Her laughter faded, and now she looked at me with kind, honest eyes. The eyes of someone who might become a friend.
Maybe she already had.
“As long as we’re being honest, Gray…” She took a breath, searching for her words, then said, “My brother cares for you a great deal. It’s… it’s good to see him like that. Happy.”
The words seemed to stick in her throat, each one pushed out with great effort.
God, there were so many layers to her relationship with Emilio. So many sharp edges and dark corners I could only guess at. But I truly didn’t want to push, and I sensed she’d reached the absolute farthest end of her comfort zone.
Exhaustion was settling into my bones, anyway. Stretching into a yawn, I rose from the chair and cleared away the dishes, ready to give her some privacy and head back into the warm embrace of my wolf.

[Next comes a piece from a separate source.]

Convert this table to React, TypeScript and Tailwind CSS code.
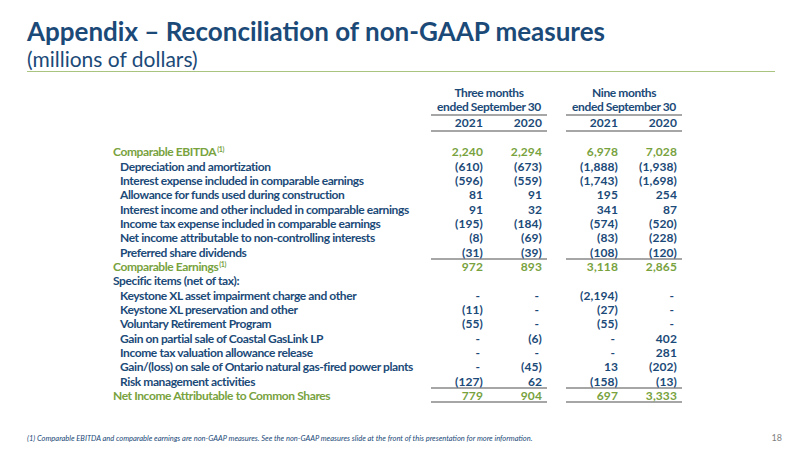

But when I exited the kitchen and headed toward the hallway, Emilio was already standing there, unbuttoned jeans hanging off his hips, a wrinkled T-shirt tossed over his shoulder. The sight of his massive bare chest sent a fresh pulse of desire to my core, and I ogled him openly, hoping I wasn’t actually drooling.
But the severe look in his eyes told me this was not the time for ogling.
“Get dressed,” he said to us both, just as Elena’s phone started buzzing on the table. “That’ll be Lansky. I just got off the phone with him. Gray and I have a visitor at the precinct.”
Twenty-Nine
Emilio
Nine minutes and one harrowing drive later, we stood outside the RCPD interrogation room, staring through the one-way mirror at a witch I hadn’t seen—in the flesh, anyway—since Sophie’s murder.
Reva Monroe was so pale and thin, she was practically see-through. Dark circles lined her eyes, making them stand out starkly against her china-doll complexion. Her head had been shaved, covered now with the fuzz of new growth.
One of the female officers had helped her clean up, and now she wore a set of RCPD sweats. They were two sizes too big, but she looked grateful for the warmth, sitting at the table and sipping hot chocolate from a styrofoam cup.
I could only imagine what her living conditions had been like.
“She showed up here a little while ago, asking for you and Gray,” Lansky said to me. “She won’t talk to anyone else.”
“You get one of the EMTs to check her out?” I asked.
“Yes. She’s refusing to go to the hospital,” he said, “but they said she was stable. Dehydrated and hungry, a few scrapes, but no major injuries. She did tell us she hadn’t been physically assaulted, but said that others had been… experimented on.”
“Oh my God,” Gray whispered, shaking her head. She clenched her teeth, her eyes sparking with rage. Her magic spiked—I scented it in the air between us. “Can I go talk to her?”
I put my hand on her shoulder, giving her a squeeze. “I’ll go in with you.”
Reva looked up from her hot chocolate as we entered, a smile stretching across her face when she saw us.
“I knew you’d come,” she said.
Gray knelt before her, reaching for her hands. “Are you hurt? Did he hurt you?”
Reva shook her head. “Not like that.”
“How did you even end up there?”
“Norah took me,” she said. “Delilah too. She put Delilah under some kind of spell, but not me. She said there was only one way for me to help my friends.”
“What way was that?” I asked gently, taking a seat across from her. I didn’t want her to be intimidated. The kid had been through enough already—the last thing she needed was a bunch of hulking cops standing around, staring down at her, demanding answers.
“She sold me to Jonathan. I don’t know how much she got, but probably not a lot.”
Madre María, the sadness in those eyes.
I scrubbed a hand over my mouth, trying to keep my emotions in check. I glanced at the mirror, knowing Elena was there on the other side, thinking the same thoughts that I was.